Collected data:
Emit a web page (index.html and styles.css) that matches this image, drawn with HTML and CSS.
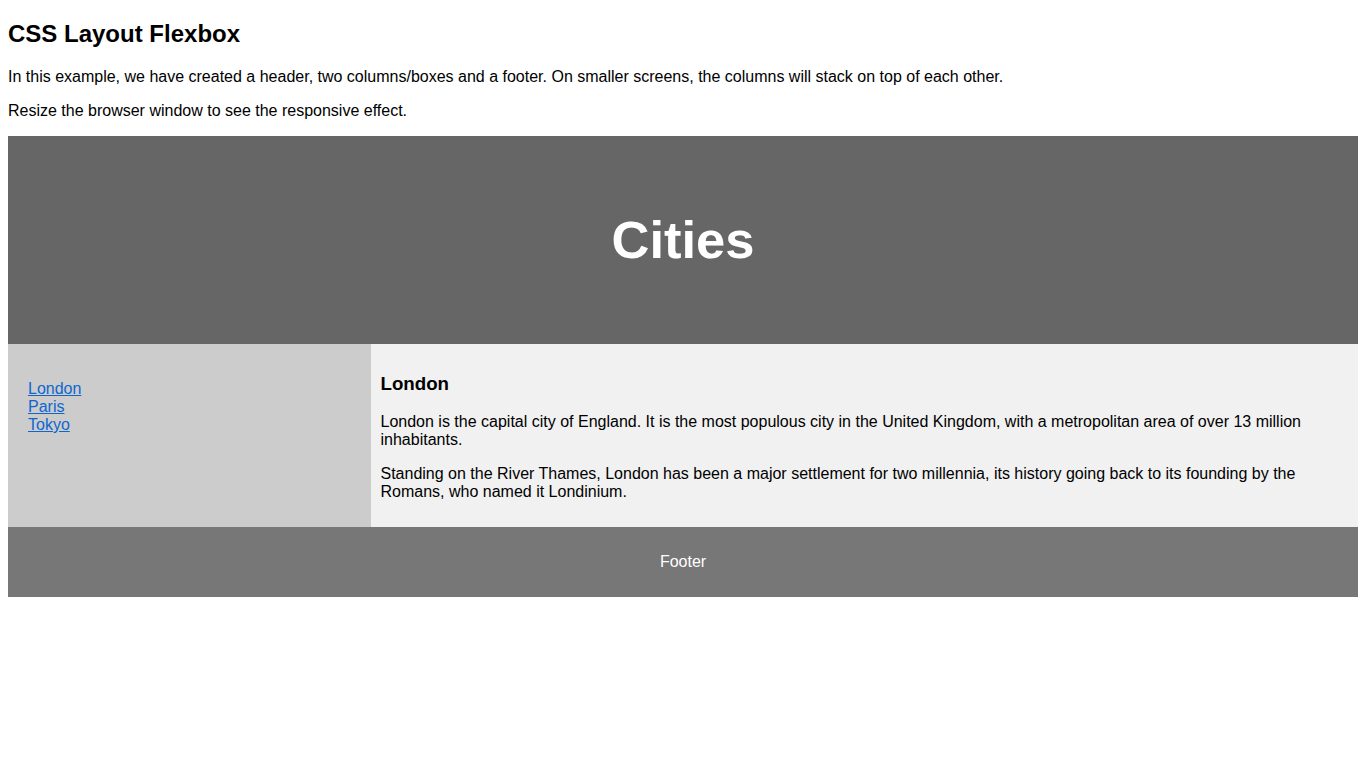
FILE: index.html
```html
<!DOCTYPE html>
<html>
<head>
<meta charset="utf-8">
<title>CSS Layout Flexbox</title>
<link rel="stylesheet" href="styles.css">
</head>
<body>
<h2 class="title">CSS Layout Flexbox</h2>
<p>In this example, we have created a header, two columns/boxes and a footer. On smaller screens, the columns will stack on top of each other.</p>
<p>Resize the browser window to see the responsive effect.</p>

<header class="site-header">
  <h2>Cities</h2>
</header>

<section class="main">
  <nav class="side">
    <ul>
      <li><a href="#">London</a></li>
      <li><a href="#">Paris</a></li>
      <li><a href="#">Tokyo</a></li>
    </ul>
  </nav>
  <article class="content">
    <h3>London</h3>
    <p>London is the capital city of England. It is the most populous city in the United Kingdom, with a metropolitan area of over 13 million inhabitants.</p>
    <p>Standing on the River Thames, London has been a major settlement for two millennia, its history going back to its founding by the Romans, who named it Londinium.</p>
  </article>
</section>

<footer class="site-footer">
  <p>Footer</p>
</footer>
</body>
</html>
```

FILE: styles.css
```css
* {
  box-sizing: border-box;
}

body {
  margin: 0;
  padding: 0 8px 8px;
  font-family: "Liberation Sans", Arial, Helvetica, sans-serif;
  color: #000;
  background: #fff;
}

.title {
  font-size: 1.5em;
  margin: 0.83em 0;
}

.site-header {
  background-color: #666;
  padding: 30px;
  text-align: center;
  font-size: 35px;
  color: #fff;
}

.site-header h2 {
  font-size: 1.5em;
  margin: 0.83em 0;
}

.main {
  display: flex;
}

.side {
  flex: 1;
  background: #ccc;
  padding: 20px;
}

.side ul {
  list-style-type: none;
  padding: 0;
  margin: 16px 0;
}

.side a {
  color: #0e66cf;
}

.content {
  flex: 3;
  background-color: #f1f1f1;
  padding: 10px;
}

.content h3 {
  font-size: 1.17em;
  margin: 1em 0;
}

.site-footer {
  background-color: #777;
  padding: 10px;
  text-align: center;
  color: #fff;
}
```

Exercise:
Write out every line above exactly as it is, leaving out the pictures.

Written solution:
Emit a web page (index.html and styles.css) that matches this image, drawn with HTML and CSS.
FILE: index.html
```html
<!DOCTYPE html>
<html>
<head>
<meta charset="utf-8">
<title>CSS Layout Flexbox</title>
<link rel="stylesheet" href="styles.css">
</head>
<body>
<h2 class="title">CSS Layout Flexbox</h2>
<p>In this example, we have created a header, two columns/boxes and a footer. On smaller screens, the columns will stack on top of each other.</p>
<p>Resize the browser window to see the responsive effect.</p>

<header class="site-header">
  <h2>Cities</h2>
</header>

<section class="main">
  <nav class="side">
    <ul>
      <li><a href="#">London</a></li>
      <li><a href="#">Paris</a></li>
      <li><a href="#">Tokyo</a></li>
    </ul>
  </nav>
  <article class="content">
    <h3>London</h3>
    <p>London is the capital city of England. It is the most populous city in the United Kingdom, with a metropolitan area of over 13 million inhabitants.</p>
    <p>Standing on the River Thames, London has been a major settlement for two millennia, its history going back to its founding by the Romans, who named it Londinium.</p>
  </article>
</section>

<footer class="site-footer">
  <p>Footer</p>
</footer>
</body>
</html>
```

FILE: styles.css
```css
* {
  box-sizing: border-box;
}

body {
  margin: 0;
  padding: 0 8px 8px;
  font-family: "Liberation Sans", Arial, Helvetica, sans-serif;
  color: #000;
  background: #fff;
}

.title {
  font-size: 1.5em;
  margin: 0.83em 0;
}

.site-header {
  background-color: #666;
  padding: 30px;
  text-align: center;
  font-size: 35px;
  color: #fff;
}

.site-header h2 {
  font-size: 1.5em;
  margin: 0.83em 0;
}

.main {
  display: flex;
}

.side {
  flex: 1;
  background: #ccc;
  padding: 20px;
}

.side ul {
  list-style-type: none;
  padding: 0;
  margin: 16px 0;
}

.side a {
  color: #0e66cf;
}

.content {
  flex: 3;
  background-color: #f1f1f1;
  padding: 10px;
}

.content h3 {
  font-size: 1.17em;
  margin: 1em 0;
}

.site-footer {
  background-color: #777;
  padding: 10px;
  text-align: center;
  color: #fff;
}
```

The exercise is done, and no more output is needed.